EXERCISE DIRECTIONS
Repeat, exactly and in full, the lines of the listing below, but without any pictures.

STORED DATA
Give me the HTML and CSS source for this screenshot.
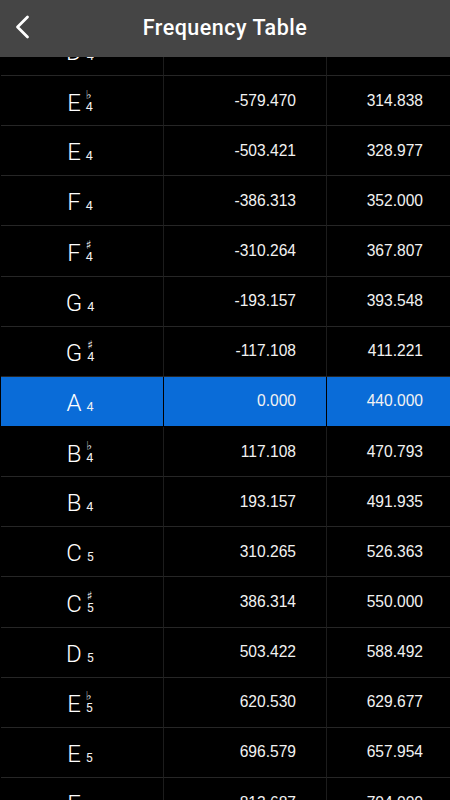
FILE: index.html
```html
<!DOCTYPE html>
<html lang="en">
<head>
<meta charset="utf-8">
<title>Frequency Table</title>
<link rel="stylesheet" href="styles.css">
</head>
<body>
<header class="navbar">
  <span class="back" aria-label="Back">
    <svg width="20" height="24" viewBox="0 0 20 24"><path d="M12.5 2 L2.5 12 L12.5 22" fill="none" stroke="#fff" stroke-width="2.8" stroke-linecap="round" stroke-linejoin="round"/></svg>
  </span>
  <h1 class="title">Frequency Table</h1>
</header>
<main class="table">
  <div class="row"><div class="cell note"><span class="mark"><span class="letter">D</span><span class="acc"><span class="sub">4</span></span></span></div><div class="cell num">-701.955</div><div class="cell num last">293.333</div></div>
  <div class="row"><div class="cell note"><span class="mark"><span class="letter">E</span><span class="acc"><span class="sup">♭</span><span class="sub">4</span></span></span></div><div class="cell num">-579.470</div><div class="cell num last">314.838</div></div>
  <div class="row"><div class="cell note"><span class="mark"><span class="letter">E</span><span class="acc"><span class="sub">4</span></span></span></div><div class="cell num">-503.421</div><div class="cell num last">328.977</div></div>
  <div class="row"><div class="cell note"><span class="mark"><span class="letter">F</span><span class="acc"><span class="sub">4</span></span></span></div><div class="cell num">-386.313</div><div class="cell num last">352.000</div></div>
  <div class="row"><div class="cell note"><span class="mark"><span class="letter">F</span><span class="acc"><span class="sup">♯</span><span class="sub">4</span></span></span></div><div class="cell num">-310.264</div><div class="cell num last">367.807</div></div>
  <div class="row"><div class="cell note"><span class="mark"><span class="letter">G</span><span class="acc"><span class="sub">4</span></span></span></div><div class="cell num">-193.157</div><div class="cell num last">393.548</div></div>
  <div class="row"><div class="cell note"><span class="mark"><span class="letter">G</span><span class="acc"><span class="sup">♯</span><span class="sub">4</span></span></span></div><div class="cell num">-117.108</div><div class="cell num last">411.221</div></div>
  <div class="row selected"><div class="cell note"><span class="mark"><span class="letter">A</span><span class="acc"><span class="sub">4</span></span></span></div><div class="cell num">0.000</div><div class="cell num last">440.000</div></div>
  <div class="row"><div class="cell note"><span class="mark"><span class="letter">B</span><span class="acc"><span class="sup">♭</span><span class="sub">4</span></span></span></div><div class="cell num">117.108</div><div class="cell num last">470.793</div></div>
  <div class="row"><div class="cell note"><span class="mark"><span class="letter">B</span><span class="acc"><span class="sub">4</span></span></span></div><div class="cell num">193.157</div><div class="cell num last">491.935</div></div>
  <div class="row"><div class="cell note"><span class="mark"><span class="letter">C</span><span class="acc"><span class="sub">5</span></span></span></div><div class="cell num">310.265</div><div class="cell num last">526.363</div></div>
  <div class="row"><div class="cell note"><span class="mark"><span class="letter">C</span><span class="acc"><span class="sup">♯</span><span class="sub">5</span></span></span></div><div class="cell num">386.314</div><div class="cell num last">550.000</div></div>
  <div class="row"><div class="cell note"><span class="mark"><span class="letter">D</span><span class="acc"><span class="sub">5</span></span></span></div><div class="cell num">503.422</div><div class="cell num last">588.492</div></div>
  <div class="row"><div class="cell note"><span class="mark"><span class="letter">E</span><span class="acc"><span class="sup">♭</span><span class="sub">5</span></span></span></div><div class="cell num">620.530</div><div class="cell num last">629.677</div></div>
  <div class="row"><div class="cell note"><span class="mark"><span class="letter">E</span><span class="acc"><span class="sub">5</span></span></span></div><div class="cell num">696.579</div><div class="cell num last">657.954</div></div>
  <div class="row"><div class="cell note"><span class="mark"><span class="letter">F</span><span class="acc"><span class="sub">5</span></span></span></div><div class="cell num">813.687</div><div class="cell num last">704.000</div></div>
</main>
</body>
</html>
```

FILE: styles.css
```css
html, body {
  margin: 0;
  padding: 0;
  background: #000;
  height: 800px;
  overflow: hidden;
}

body {
  font-family: "Liberation Sans", Arial, sans-serif;
  color: #f2f2f2;
}

.navbar {
  position: fixed;
  top: 0;
  left: 0;
  right: 0;
  height: 57px;
  background: #454545;
  display: flex;
  align-items: center;
  justify-content: center;
  z-index: 10;
}

.back {
  position: absolute;
  left: 15px;
  top: 15px;
  width: 20px;
  height: 24px;
  display: block;
}

.back svg {
  display: block;
}

.title {
  margin: -1px 0 0 0;
  font-family: Roboto, "Liberation Sans", sans-serif;
  font-weight: 500;
  font-size: 21.5px;
  color: #fff;
  letter-spacing: 0.5px;
  line-height: 1;
}

.table {
  padding-top: 25.85px;
}

.row {
  display: grid;
  grid-template-columns: 163px 163px 1fr;
  height: 50.15px;
  padding-left: 1px;
  box-sizing: border-box;
}

.cell {
  border-bottom: 1px solid #262626;
  border-right: 1px solid #1c1c1c;
  display: flex;
  align-items: center;
  box-sizing: border-box;
}

.cell.last {
  border-right: none;
}

.num {
  justify-content: flex-end;
  padding-right: 30px;
  font-size: 15.6px;
}

.num.last {
  padding-right: 27px;
}

.note {
  justify-content: center;
  padding-right: 4px;
}

.mark {
  display: block;
  white-space: nowrap;
  line-height: 1;
  margin-top: 3px;
}

.letter {
  font-family: Roboto, "Liberation Sans", sans-serif;
  font-weight: 300;
  font-size: 24px;
  color: #fff;
  vertical-align: baseline;
}

.acc {
  display: inline-block;
  vertical-align: baseline;
  margin-left: 5px;
}

.sup {
  display: block;
  font-family: "DejaVu Sans", sans-serif;
  font-size: 12px;
  line-height: 10px;
  margin-bottom: 2px;
  color: #f2f2f2;
}

.sub {
  display: block;
  font-family: Roboto, "Liberation Sans", sans-serif;
  font-size: 12.5px;
  line-height: 10px;
  color: #f2f2f2;
}

.row.selected .cell {
  background: #0a6cd8;
  border-bottom-color: #000;
  border-right-color: #000;
}
```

OUTPUT BELOW
Give me the HTML and CSS source for this screenshot.
FILE: index.html
```html
<!DOCTYPE html>
<html lang="en">
<head>
<meta charset="utf-8">
<title>Frequency Table</title>
<link rel="stylesheet" href="styles.css">
</head>
<body>
<header class="navbar">
  <span class="back" aria-label="Back">
    <svg width="20" height="24" viewBox="0 0 20 24"><path d="M12.5 2 L2.5 12 L12.5 22" fill="none" stroke="#fff" stroke-width="2.8" stroke-linecap="round" stroke-linejoin="round"/></svg>
  </span>
  <h1 class="title">Frequency Table</h1>
</header>
<main class="table">
  <div class="row"><div class="cell note"><span class="mark"><span class="letter">D</span><span class="acc"><span class="sub">4</span></span></span></div><div class="cell num">-701.955</div><div class="cell num last">293.333</div></div>
  <div class="row"><div class="cell note"><span class="mark"><span class="letter">E</span><span class="acc"><span class="sup">♭</span><span class="sub">4</span></span></span></div><div class="cell num">-579.470</div><div class="cell num last">314.838</div></div>
  <div class="row"><div class="cell note"><span class="mark"><span class="letter">E</span><span class="acc"><span class="sub">4</span></span></span></div><div class="cell num">-503.421</div><div class="cell num last">328.977</div></div>
  <div class="row"><div class="cell note"><span class="mark"><span class="letter">F</span><span class="acc"><span class="sub">4</span></span></span></div><div class="cell num">-386.313</div><div class="cell num last">352.000</div></div>
  <div class="row"><div class="cell note"><span class="mark"><span class="letter">F</span><span class="acc"><span class="sup">♯</span><span class="sub">4</span></span></span></div><div class="cell num">-310.264</div><div class="cell num last">367.807</div></div>
  <div class="row"><div class="cell note"><span class="mark"><span class="letter">G</span><span class="acc"><span class="sub">4</span></span></span></div><div class="cell num">-193.157</div><div class="cell num last">393.548</div></div>
  <div class="row"><div class="cell note"><span class="mark"><span class="letter">G</span><span class="acc"><span class="sup">♯</span><span class="sub">4</span></span></span></div><div class="cell num">-117.108</div><div class="cell num last">411.221</div></div>
  <div class="row selected"><div class="cell note"><span class="mark"><span class="letter">A</span><span class="acc"><span class="sub">4</span></span></span></div><div class="cell num">0.000</div><div class="cell num last">440.000</div></div>
  <div class="row"><div class="cell note"><span class="mark"><span class="letter">B</span><span class="acc"><span class="sup">♭</span><span class="sub">4</span></span></span></div><div class="cell num">117.108</div><div class="cell num last">470.793</div></div>
  <div class="row"><div class="cell note"><span class="mark"><span class="letter">B</span><span class="acc"><span class="sub">4</span></span></span></div><div class="cell num">193.157</div><div class="cell num last">491.935</div></div>
  <div class="row"><div class="cell note"><span class="mark"><span class="letter">C</span><span class="acc"><span class="sub">5</span></span></span></div><div class="cell num">310.265</div><div class="cell num last">526.363</div></div>
  <div class="row"><div class="cell note"><span class="mark"><span class="letter">C</span><span class="acc"><span class="sup">♯</span><span class="sub">5</span></span></span></div><div class="cell num">386.314</div><div class="cell num last">550.000</div></div>
  <div class="row"><div class="cell note"><span class="mark"><span class="letter">D</span><span class="acc"><span class="sub">5</span></span></span></div><div class="cell num">503.422</div><div class="cell num last">588.492</div></div>
  <div class="row"><div class="cell note"><span class="mark"><span class="letter">E</span><span class="acc"><span class="sup">♭</span><span class="sub">5</span></span></span></div><div class="cell num">620.530</div><div class="cell num last">629.677</div></div>
  <div class="row"><div class="cell note"><span class="mark"><span class="letter">E</span><span class="acc"><span class="sub">5</span></span></span></div><div class="cell num">696.579</div><div class="cell num last">657.954</div></div>
  <div class="row"><div class="cell note"><span class="mark"><span class="letter">F</span><span class="acc"><span class="sub">5</span></span></span></div><div class="cell num">813.687</div><div class="cell num last">704.000</div></div>
</main>
</body>
</html>
```

FILE: styles.css
```css
html, body {
  margin: 0;
  padding: 0;
  background: #000;
  height: 800px;
  overflow: hidden;
}

body {
  font-family: "Liberation Sans", Arial, sans-serif;
  color: #f2f2f2;
}

.navbar {
  position: fixed;
  top: 0;
  left: 0;
  right: 0;
  height: 57px;
  background: #454545;
  display: flex;
  align-items: center;
  justify-content: center;
  z-index: 10;
}

.back {
  position: absolute;
  left: 15px;
  top: 15px;
  width: 20px;
  height: 24px;
  display: block;
}

.back svg {
  display: block;
}

.title {
  margin: -1px 0 0 0;
  font-family: Roboto, "Liberation Sans", sans-serif;
  font-weight: 500;
  font-size: 21.5px;
  color: #fff;
  letter-spacing: 0.5px;
  line-height: 1;
}

.table {
  padding-top: 25.85px;
}

.row {
  display: grid;
  grid-template-columns: 163px 163px 1fr;
  height: 50.15px;
  padding-left: 1px;
  box-sizing: border-box;
}

.cell {
  border-bottom: 1px solid #262626;
  border-right: 1px solid #1c1c1c;
  display: flex;
  align-items: center;
  box-sizing: border-box;
}

.cell.last {
  border-right: none;
}

.num {
  justify-content: flex-end;
  padding-right: 30px;
  font-size: 15.6px;
}

.num.last {
  padding-right: 27px;
}

.note {
  justify-content: center;
  padding-right: 4px;
}

.mark {
  display: block;
  white-space: nowrap;
  line-height: 1;
  margin-top: 3px;
}

.letter {
  font-family: Roboto, "Liberation Sans", sans-serif;
  font-weight: 300;
  font-size: 24px;
  color: #fff;
  vertical-align: baseline;
}

.acc {
  display: inline-block;
  vertical-align: baseline;
  margin-left: 5px;
}

.sup {
  display: block;
  font-family: "DejaVu Sans", sans-serif;
  font-size: 12px;
  line-height: 10px;
  margin-bottom: 2px;
  color: #f2f2f2;
}

.sub {
  display: block;
  font-family: Roboto, "Liberation Sans", sans-serif;
  font-size: 12.5px;
  line-height: 10px;
  color: #f2f2f2;
}

.row.selected .cell {
  background: #0a6cd8;
  border-bottom-color: #000;
  border-right-color: #000;
}
```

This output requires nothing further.